May 9, 2008
Pg. 21 Obscuring the debate with fuzzy math
By Chris Duquette
Is the Iraq war economically unaffordable? Nobel Prize-winning economist Joseph Stiglitz has become something of a cause celebre among the antiwar set with the publication of his recent book, "The Three-Trillion Dollar War." Mr. Stiglitz's economic criticisms of the war have been echoed by those in Congress who would like to downsize the U.S. military presence in Iraq. The war is criticized for having boosted the price of oil, turned our economy toward recession and saddled future generations with a legacy of debt.
Has it? Start with the charge that the Iraq war has boosted the price of oil on world markets. According to Michael O'Hanlon of the Brookings Institution, who has been following key benchmarks of the war, Iraq's oil production has returned to pre-war levels. Before the war, it was no greater than 2.5 million barrels per day. As of February 2008, it was 2.4 million barrels per day. The rising price of oil, then, isn't due to supply disruptions from Iraq. Rather, it's because of a one-two punch of rising global demand and the weakening dollar. (Oil is priced in dollars in global trading.)
As for whether the Iraq war has turned the U.S. economy toward recession, economists define a recession as two straight quarters of negative economic growth. According to the Department of Commerce, real Gross Domestic Product (GDP) growth for the most recent quarter of reporting, the first quarter of 2008, was 0.6 percent. That's below trend, but it's not recessionary. It was 0.6 percent for the preceding quarter, and 4.9 percent for the quarter before that. The slowdown in the growth rate is attributed by economists to the fallout from the recent housing crunch, not the ongoing cost of a war that's entering its sixth year.
Economists understand that the measure of an economy's ability to sustain anything — defense spending, budget deficits, health care costs, etc. — is the fraction of GDP it represents. The Iraq war's cost of $12 billion per month, or $150 billion per year, equates to 1.0 percent of GDP. The Congressional Budget Office (CBO) reports that U.S. defense expenditures currently account for 4.0 percent of GDP. That includes the cost of the wars in Iraq and Afghanistan as well as all the non-wartime activities of the Department of Defense. Toss out the extra 1.0 percent of GDP for the Iraq war, and today's share of GDP going to defense would be 3.0 percent. That's where the share bottomed out under President Clinton during the late 1990s. By way of comparison, it was 4.9 percent under President Carter in 1980 and 9.5 percent under President Johnson in 1968 (the year of the Tet Offensive in Vietnam). Even with the Iraq war, today's defense share of GDP is lower than at any point during the Cold War.

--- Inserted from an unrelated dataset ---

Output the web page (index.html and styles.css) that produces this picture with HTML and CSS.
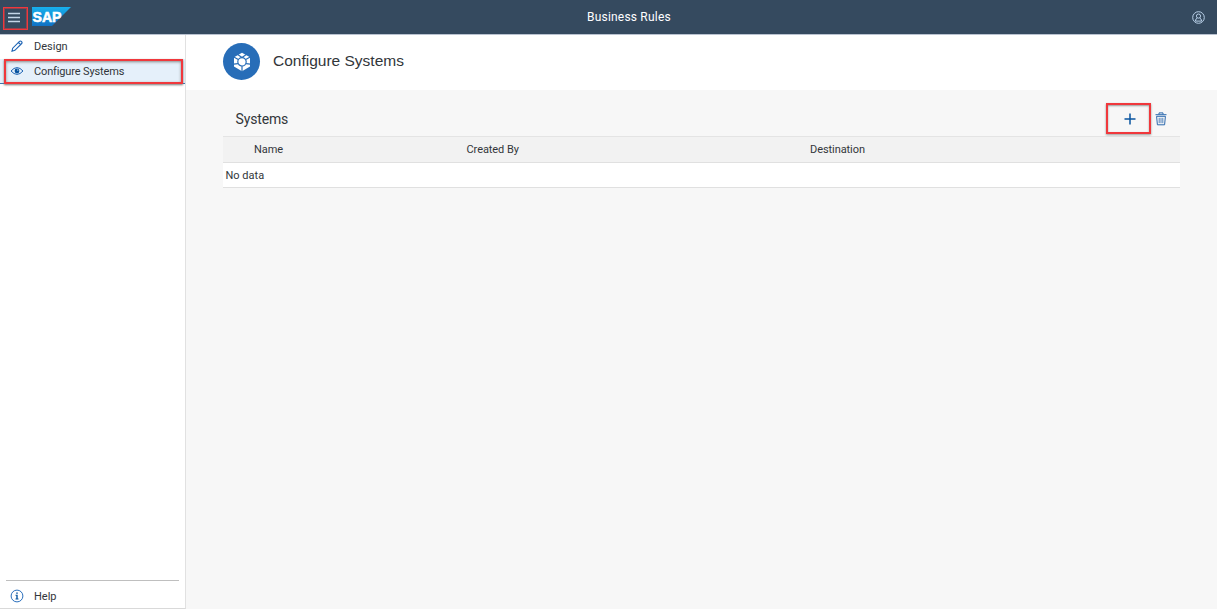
FILE: index.html
```html
<!DOCTYPE html>
<html lang="en">
<head>
<meta charset="utf-8">
<title>Business Rules</title>
<link rel="stylesheet" href="styles.css">
</head>
<body>
<div class="app">
  <header class="shell">
    <button class="menu" aria-label="Menu">
      <svg width="12" height="11" viewBox="0 0 12 11"><path d="M0 1.5h12M0 5.5h12M0 9.5h12" stroke="#c4d6e8" stroke-width="1.6"/></svg>
    </button>
    <svg class="logo" width="40" height="19" viewBox="0 0 40 19">
      <defs><linearGradient id="sap" x1="0" y1="0" x2="0" y2="1"><stop offset="0" stop-color="#18b1ed"/><stop offset="1" stop-color="#1070c3"/></linearGradient></defs>
      <path d="M0 0H39L20 19H0Z" fill="url(#sap)"/>
      <text class="logo-text" x="0.5" y="14.9" textLength="29" lengthAdjust="spacingAndGlyphs">SAP</text>
    </svg>
    <h1 class="shell-title">Business Rules</h1>
    <svg class="user" width="13" height="13" viewBox="0 0 13 13" fill="none" stroke="#b9d0e8"><circle cx="6.5" cy="6.5" r="5.8"/><circle cx="6.5" cy="5.1" r="2.1"/><path d="M3.4 10.1Q3.6 7.5 5.2 7.2M9.6 10.1Q9.4 7.5 7.8 7.2M3.4 10.1H9.6"/></svg>
  </header>
  <div class="body">
    <nav class="side">
      <a class="item">
        <svg class="icon" width="14" height="14" viewBox="0 0 14 14" fill="none" stroke="#1e64b4" stroke-width="1.1"><path d="M2 12.2L2.7 9.2L9.5 2.4Q10.4 1.5 11.4 2.5Q12.6 3.6 11.7 4.5L4.9 11.3ZM8.4 3.5L10.6 5.7"/></svg>
        <span>Design</span>
      </a>
      <div class="current">
        <a class="item selected">
          <svg class="icon" width="14" height="14" viewBox="0 0 14 14"><path d="M1 7Q7 .2 13 7Q7 13.8 1 7Z" fill="none" stroke="#1e64b4"/><circle cx="7" cy="7" r="2.4" fill="#0854a0"/><circle cx="7.8" cy="6.1" r=".6" fill="#e5f0fa"/></svg>
          <span>Configure Systems</span>
        </a>
      </div>
      <div class="help">
        <a class="item">
          <svg class="icon" width="14" height="14" viewBox="0 0 14 14"><circle cx="7" cy="7" r="5.9" fill="none" stroke="#2b70bd"/><path d="M6.2 3.4h1.6v1.4H6.2zM5.5 5.8h2.2v3.8h.8v.9h-3v-.9h.8V6.7h-.8z" fill="#0854a0"/></svg>
          <span>Help</span>
        </a>
      </div>
    </nav>
    <main class="main">
      <div class="page-head">
        <span class="avatar">
          <svg width="18" height="20" viewBox="0 0 18 20"><path d="M9 .8L17 5.2V14.6L9 19.2L1 14.6V5.2Z" fill="#fff"/><g fill="none" stroke="#276db8" stroke-width="1.2"><circle cx="9" cy="9.8" r="4.2"/><path d="M9 14V19.5M.8 4.9L5.3 7.6M17.2 4.9L12.7 7.6M.8 12.2L5 11.7M17.2 12.2L13 11.7M4.7 2.6L9 5.6L13.3 2.6"/></g></svg>
        </span>
        <h2 class="page-title">Configure Systems</h2>
      </div>
      <section class="systems">
        <div class="toolbar">
          <h3 class="section-title">Systems</h3>
          <button class="add" aria-label="Add"><svg width="12" height="12" viewBox="0 0 12 12"><path d="M6 .5v11M.5 6h11" stroke="#0854a0" stroke-width="1.5"/></svg></button>
          <button class="delete" aria-label="Delete"><svg width="12" height="14" viewBox="0 0 12 14" fill="none" stroke="#2b68ad"><path d="M.5 2.7H11.5M4 2.4V.9H8V2.4"/><path d="M1.6 4.3L2.4 12.8H9.6L10.4 4.3Z"/><path d="M4.2 5.8V11.2M6 5.8V11.2M7.8 5.8V11.2" stroke-width=".8"/></svg></button>
        </div>
        <div class="row columns"><span>Name</span><span>Created By</span><span>Destination</span></div>
        <div class="row empty">No data</div>
      </section>
    </main>
  </div>
</div>
</body>
</html>
```
FILE: styles.css
```css
* { box-sizing: border-box; }
body { margin: 0; font-family: Roboto, "Liberation Sans", sans-serif; font-size: 11px; color: #32363a; background: #f7f7f7; }
h1, h2, h3 { margin: 0; font-weight: 400; }
button { margin: 0; padding: 0; border: 0; background: none; }
svg { display: block; flex: none; }
.app { display: flex; flex-direction: column; height: 609px; overflow: hidden; }
.shell { display: grid; grid-template-columns: 28px 556px auto 1fr; align-items: center; flex: none; height: 35px; padding: 0 12px 0 3px; background: #354a5f; border-bottom: 1px solid #b9c2d0; }
.menu { display: flex; align-items: center; justify-content: center; width: 25px; height: 23px; margin-top: 3px; padding: 0 3px 3px 0; border: 1px solid #f0383c; box-shadow: inset 0 0 0 1px rgba(240, 56, 60, .5); }
.logo { margin: 0 0 1px 1px; }
.logo-text { font: bold 15.5px "Liberation Sans", sans-serif; fill: #fff; stroke: #fff; stroke-width: .6px; }
.shell-title { font-size: 12px; color: #fff; letter-spacing: .2px; }
.user { justify-self: end; }
.body { display: flex; flex: 1; min-height: 0; }
.side { display: flex; flex-direction: column; flex: none; width: 186px; background: #fff; border-right: 1px solid #e1e1e1; border-bottom: 1px solid #d9d9d9; }
.item { display: flex; align-items: center; height: 24px; padding: 0 0 2px 10px; gap: 10px; color: #32363a; }
.current { height: 25px; background: #e5f0fa; border-bottom: 1px solid #3c75b0; }
.selected { height: 25px; margin: 0 2px 0 4px; padding: 0 0 1px 4px; border: 2px solid #f0383c; box-shadow: 0 1px 2px #777, inset 0 1px 3px #888; letter-spacing: -.14px; background: #e5f0fa; }
.help { margin: auto 6px 0; border-top: 1px solid #bfbfbf; height: 28px; }
.help .item { height: 30px; padding: 0 0 0 4px; }
.main { flex: 1; min-width: 0; }
.page-head { display: flex; align-items: center; gap: 13px; height: 55px; padding: 0 0 2px 37px; background: #fff; }
.avatar { display: flex; align-items: center; justify-content: center; width: 37px; height: 37px; border-radius: 50%; background: #276db8; }
.page-title { padding-bottom: 1px; font: 15.5px "Liberation Sans", sans-serif; }
.systems { margin: 12px 37px 0; }
.toolbar { display: flex; align-items: center; height: 34px; padding: 0 13px 2px 12.5px; }
.section-title { flex: 1; padding-top: 2px; font-size: 14px; letter-spacing: -.15px; }
.add { display: flex; align-items: center; justify-content: center; width: 45px; height: 31px; padding: 1px 0 0 3px; border: 2px solid #f0383c; box-shadow: 0 1px 2px #999, inset 0 1px 2px #999; }
.delete { margin-left: 4px; padding-top: 1px; }
.row { display: grid; align-items: center; }
.columns { grid-template-columns: 212.5px 343.5px 1fr; height: 27px; padding-left: 31px; background: #f2f2f2; border-top: 1px solid #e4e4e4; border-bottom: 1px solid #e0e0e0; letter-spacing: -.07px; }
.empty { height: 25px; padding-left: 2.5px; background: #fff; border-bottom: 1px solid #e0e0e0; }
```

Mr. Stiglitz links the Iraq war to President Bush's tax cuts and faults the two for the increase in the federal budget deficit. But grouping the war with the tax cuts is a neat device to obscure the fact that the deficit impact of the tax cuts greatly exceeded that of the war. The Iraq war costs $150 billion per year. The 2001 and 2003 tax cuts together cost close to twice that. According to CBO, President Bush's tax cuts reduced federal revenue as a share of GDP from 20.9 percent in 2000 to 18.8 percent in 2007. Had the revenue share of GDP remained at 20.9 percent in 2007 — sans the tax cuts — revenues would have been nearly $300 billion greater. Now, that simple calculation doesn't include the economic-feedback effects from the tax cuts.
Supply-side economists maintain that tax cuts boost the economy's long-term growth prospects by improving incentives to work, save and invest. Mr. Stiglitz isn't known within the economics profession as being a supply-sider, though. For him to hitch the war to the tax cuts in faulting it for the rising federal budget deficit is a bit disingenuous.
During the Civil War, Robert E. Lee famously said, "It is well that war is so awful, lest we grow too fond of it." War is an ugly business. The decision to go to war is not one to be taken lightly. From a purely economic standpoint, however, the Iraq war is not unaffordable relative to an annual U.S. GDP of $14 trillion. To suggest otherwise is to obscure the debate over the war rather than to contribute to it. Chris Duquette is an economist and spent six months in 2006-07 with the U.S. military counter-IED staff at Camp Victory in Baghdad, Iraq. He is also a Navy veteran of the Gulf War.